KDE uses a main Git server at git.kde.org and a number of mirrored servers that provide the Git access for anonymous web users. The developers were treating these servers as backups of the main repository which turned out to be a mistake. When the developers shut down the virtual machines on the main server to perform security updates on the host, something in the process caused filesystem corruption in the VMs that made the Git repositories stored there unusable. Since the secondary servers for the anonymous Git access were configured to sync with the main server and did not check for corruption, they proceeded to synchronise their repositories with the faulty repositories on the main server.
When the KDE maintainers discovered this, it was already too late. The secondary servers had already deleted most of the corrupted repositories as the corruption meant most of them were not listed in the projects file any more; at this point Git assumed they had been deleted legitimately. Mitchell describes this situation as "too perfect a mirror" as the secondary servers had inadvertently duplicated the destroyed data on the main system. At this point, the KDE developers thought they had lost all of their Git repositories.
The developers got lucky however, as a new server they had set up for data centre migration was discovered to have retained a pristine copy of all of the project's repositories. This server did not manage to sync with the corrupt copy of the Git data as its synchronisation window fell into the timespan in which the main server was down for the security update. This lucky coincidence and the completely unconnected data centre migration the server had been prepared for therefore saved all of KDE's Git repositories.

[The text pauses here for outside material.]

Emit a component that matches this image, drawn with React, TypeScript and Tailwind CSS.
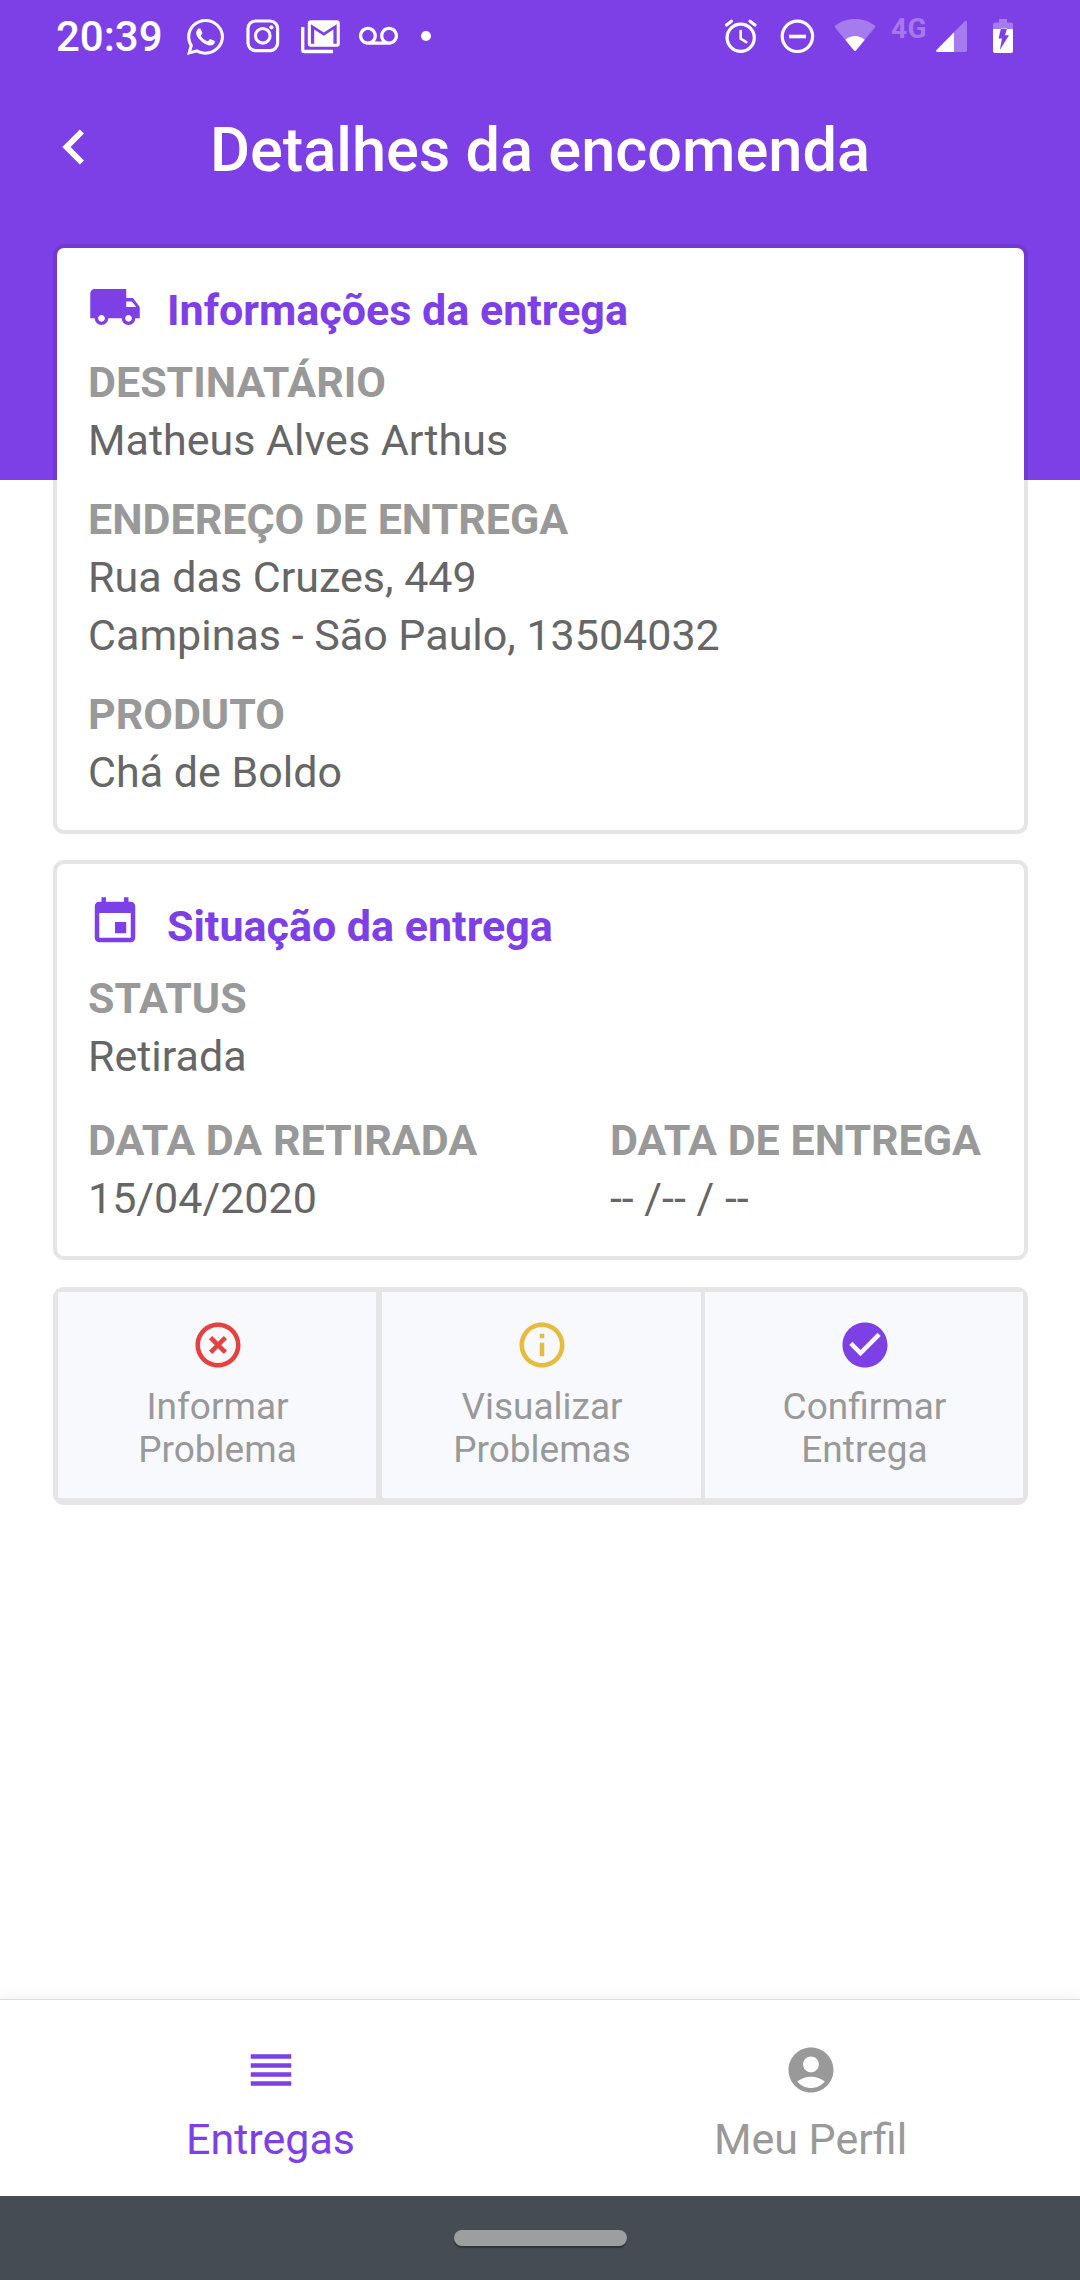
import type { ReactNode } from "react";
import {
  MdAccountCircle,
  MdCheckCircle,
  MdChevronLeft,
  MdHighlightOff,
  MdInfoOutline,
  MdLocalShipping,
  MdReorder,
  MdVoicemail,
} from "react-icons/md";
import { FaWhatsapp } from "react-icons/fa";

function InstagramIcon() {
  return (
    <svg className="ml-[22px] h-[34px] w-[34px] shrink-0" viewBox="0 0 34 34" fill="none" stroke="white">
      <rect x="2" y="2" width="29.6" height="29.6" rx="7.5" strokeWidth="3.2" />
      <circle cx="16.8" cy="16.8" r="7.3" strokeWidth="3.1" />
      <circle cx="25.4" cy="8.3" r="2.1" fill="white" stroke="none" />
    </svg>
  );
}

function GmailIcon() {
  return (
    <svg className="ml-[20px] mt-px h-[34px] w-[40px] shrink-0" viewBox="0 0 40 34" fill="white">
      <path d="M1 7h3.400v22.800h28.600v3.500H4.400A3.400 3.400 0 0 1 1 29.800z" />
      <path
        fillRule="evenodd"
        d="M10.800 0.3h26a3 3 0 0 1 3 3v20.500a3 3 0 0 1-3 3h-26a3 3 0 0 1-3-3V3.300a3 3 0 0 1 3-3zM10.900 4.200v19.500h3.300V9.600L23.800 15.800l9.600-6.200v14.100h3.300V4.200L23.800 12.400z"
      />
    </svg>
  );
}

function AlarmIcon() {
  return (
    <svg className="h-[36px] w-[34px] shrink-0" viewBox="0 0 34 36" fill="none" stroke="white" strokeLinecap="round">
      <circle cx="16.700" cy="19.800" r="13.600" strokeWidth="3.200" />
      <path d="M16.700 13v7.700l5.600 3.400" strokeWidth="2.600" strokeLinejoin="round" />
      <path d="M2.500 7L7.500 3.200M31 7L26 3.200" strokeWidth="3.200" />
    </svg>
  );
}

function DoNotDisturbIcon() {
  return (
    <svg className="ml-[22px] h-[36px] w-[36px] shrink-0" viewBox="0 0 36 36" fill="none" stroke="white">
      <circle cx="17.400" cy="18.300" r="15.200" strokeWidth="3.200" />
      <path d="M9 18.500h17" strokeWidth="3.600" />
    </svg>
  );
}

function WifiIcon() {
  return (
    <svg className="mb-[2px] ml-[18px] h-[34px] w-[42px] shrink-0" viewBox="0 0 42 34" fill="white">
      <path fillOpacity=".31" d="M21 1C13.200 1 6 3.600 1.200 7.600c-.6.500-.6 1.200-.1 1.800L19.800 32.300q1.200 1.200 2.400 0L40.900 9.400c.5-.6.5-1.300-.1-1.800C36 3.600 28.800 1 21 1z" />
      <path d="M11.300 21.800c5.700-5 13.700-5 19.400 0l-8.500 10.500q-1.200 1.200-2.400 0z" />
    </svg>
  );
}

function SignalIcon() {
  return (
    <svg className="ml-[9px] h-[32px] w-[32px] shrink-0" viewBox="0 0 32 32" fill="white">
      <path fillOpacity=".31" d="M18 12.300L28.800 1.300C30 .3 31 1 31 2.200v27.800a2 2 0 0 1-2 2H18z" />
      <path d="M18 12.300V32H1.300Q-.5 31.600.5 30z" />
    </svg>
  );
}

function BatteryIcon() {
  return (
    <svg className="ml-[25px] h-[34px] w-[20px] shrink-0" viewBox="0 0 20 34" fill="white">
      <path fillOpacity=".31" d="M6 0h8v3.500h4a2 2 0 0 1 2 2V10H0V5.500a2 2 0 0 1 2-2h4z" />
      <path fillRule="evenodd" d="M0 10h20v22a2 2 0 0 1-2 2H2a2 2 0 0 1-2-2zM8 9.500L5.500 19.500H9L6.800 31 16 16.300H12L14 9.500z" />
    </svg>
  );
}

function CalendarIcon() {
  return (
    <svg className="mb-[2px] h-[54px] w-[54px] shrink-0" viewBox="0 0 24 24" fill="currentColor">
      <path d="M17 12h-5v5h5v-5zM16 1v2H8V1H6v2H5c-1.110 0-1.990.9-1.990 2L3 19c0 1.100.89 2 2 2h14c1.100 0 2-.9 2-2V5c0-1.100-.9-2-2-2h-1V1h-2zm3 18H5V8h14v11z" />
    </svg>
  );
}

function StatusBar() {
  return (
    <div className="flex h-[72px] items-center pl-[56px] pr-[67px] text-white">
      <span className="mt-[2px] w-[131px] whitespace-nowrap text-[42px] font-medium leading-none">20:39</span>
      <FaWhatsapp className="mt-px h-[36px] w-[37px] shrink-0" viewBox="0 32 448 448" preserveAspectRatio="none" />
      <InstagramIcon />
      <GmailIcon />
      <MdVoicemail className="ml-[19px] h-[39px] w-[39px] shrink-0" />
      <span className="ml-[23px] h-[10px] w-[10px] rounded-full bg-white" />
      <div className="ml-auto flex items-center">
        <AlarmIcon />
        <DoNotDisturbIcon />
        <WifiIcon />
        <span className="mb-[14px] ml-[15px] w-[36px] text-[28px] font-bold leading-none tracking-[0.5px] text-[#a678ee]">4G</span>
        <SignalIcon />
        <BatteryIcon />
      </div>
    </div>
  );
}

function Card({ icon, title, children }: { icon: ReactNode; title: string; children: ReactNode }) {
  return (
    <section className="rounded-[11px] border-4 border-black/10 bg-white bg-clip-padding px-[31px] pt-[32px]">
      <div className="flex h-[54px] items-center text-[#7d40e7]">
        {icon}
        <h2 className="ml-[25px] mt-[6px] text-[43px] font-bold leading-[58px]">{title}</h2>
      </div>
      {children}
    </section>
  );
}

function Field({ label, lines, className }: { label: string; lines: string[]; className: string }) {
  return (
    <div className={className}>
      <h3 className="whitespace-nowrap text-[43px] font-bold leading-[58px] text-[#999]">{label}</h3>
      {lines.map((line) => (
        <p key={line} className="whitespace-nowrap text-[43px] leading-[58px] text-[#666]">
          {line}
        </p>
      ))}
    </div>
  );
}

function Action({ icon, first, second }: { icon: ReactNode; first: string; second: string }) {
  return (
    <button className="flex h-full flex-col items-center bg-[#f8f9fd] pl-px pt-[26px] text-[37px] leading-[43px] text-[#999]">
      {icon}
      <span className="mt-[13px]">{first}</span>
      <span>{second}</span>
    </button>
  );
}

export default function App() {
  return (
    <div className="flex h-[2280px] w-[1080px] flex-col overflow-hidden bg-white font-['Roboto',sans-serif]">
      <header className="h-[480px] shrink-0 bg-[#7d40e7]">
        <StatusBar />
        <div className="grid h-[150px] grid-cols-[140px_1fr_140px] items-center text-white">
          <MdChevronLeft className="mb-px ml-[39px] h-[70px] w-[70px]" />
          <h1 className="mt-[6px] whitespace-nowrap text-center text-[61.300px] font-medium leading-[80px]">Detalhes da encomenda</h1>
        </div>
      </header>

      <main className="-mt-[236px] flex flex-1 flex-col pl-[53px] pr-[52px]">
        <div className="flex h-[590px] flex-col [&>section]:flex-1">
          <Card icon={<MdLocalShipping className="h-[54px] w-[54px] shrink-0" />} title="Informações da entrega">
            <Field className="mt-[19px]" label="DESTINATÁRIO" lines={["Matheus Alves Arthus"]} />
            <Field className="mt-[21px]" label="ENDEREÇO DE ENTREGA" lines={["Rua das Cruzes, 449", "Campinas - São Paulo, 13504032"]} />
            <Field className="mt-[21px]" label="PRODUTO" lines={["Chá de Boldo"]} />
          </Card>
        </div>

        <div className="mt-[26px] flex h-[400px] flex-col [&>section]:flex-1">
          <Card icon={<CalendarIcon />} title="Situação da entrega">
            <Field className="mt-[19px]" label="STATUS" lines={["Retirada"]} />
            <div className="mt-[26px] flex justify-between">
              <Field className="" label="DATA DA RETIRADA" lines={["15/04/2020"]} />
              <Field className="mr-[12px]" label="DATA DE ENTREGA" lines={["-- /-- / --"]} />
            </div>
          </Card>
        </div>

        <div className="mt-[27px] grid h-[218px] grid-cols-[318px_6px_319px_4px_318px] rounded-[11px] bg-[#e5e5e5] px-[5px] pb-[7px] pt-[5px]">
          <Action icon={<MdHighlightOff className="h-[54px] w-[54px] text-[#e74040]" />} first="Informar" second="Problema" />
          <span />
          <Action icon={<MdInfoOutline className="h-[54px] w-[54px] text-[#e7ba40]" />} first="Visualizar" second="Problemas" />
          <span />
          <Action icon={<MdCheckCircle className="h-[54px] w-[54px] text-[#7d40e7]" />} first="Confirmar" second="Entrega" />
        </div>
      </main>

      <nav className="grid h-[197px] shrink-0 grid-cols-2 border-t border-[#dcdcdc] bg-white text-[43px] leading-[58px] shadow-[0_-2px_12px_rgba(0,0,0,0.06)]">
        <a className="flex flex-col items-center pl-px pt-[43px] text-[#7d40e7]">
          <MdReorder className="h-[54px] w-[54px]" />
          <span className="mt-[13px]">Entregas</span>
        </a>
        <a className="flex flex-col items-center pl-px pt-[43px] text-[#999]">
          <MdAccountCircle className="h-[54px] w-[54px]" />
          <span className="mt-[13px]">Meu Perfil</span>
        </a>
      </nav>

      <footer className="flex h-[84px] shrink-0 justify-center bg-[#464d52] pt-[34px]">
        <span className="h-4 w-[173px] rounded-full bg-[#9b9f9f] shadow-[0_2px_1px_#2f3537]" />
      </footer>
    </div>
  );
}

In a follow-up post, Mitchell explains that the developers had other backups in place, specifically tarballs of the source code for all of the hosted projects, but that these backups do not retain the Git metadata and other important information. He also details the changes the project will be making to its backup strategy, which mostly involves including sanity checks in the processes that clone the Git repositories to the mirror servers. By adding those checks, corrupted data will not be duplicated in the future and missing project files will not cause repositories to be dropped automatically when they should not have been. As part of this the new main server will also store the Git information on a ZFS filesystem that can restore previous versions of the data through its internal snapshotting mechanism.
(fab)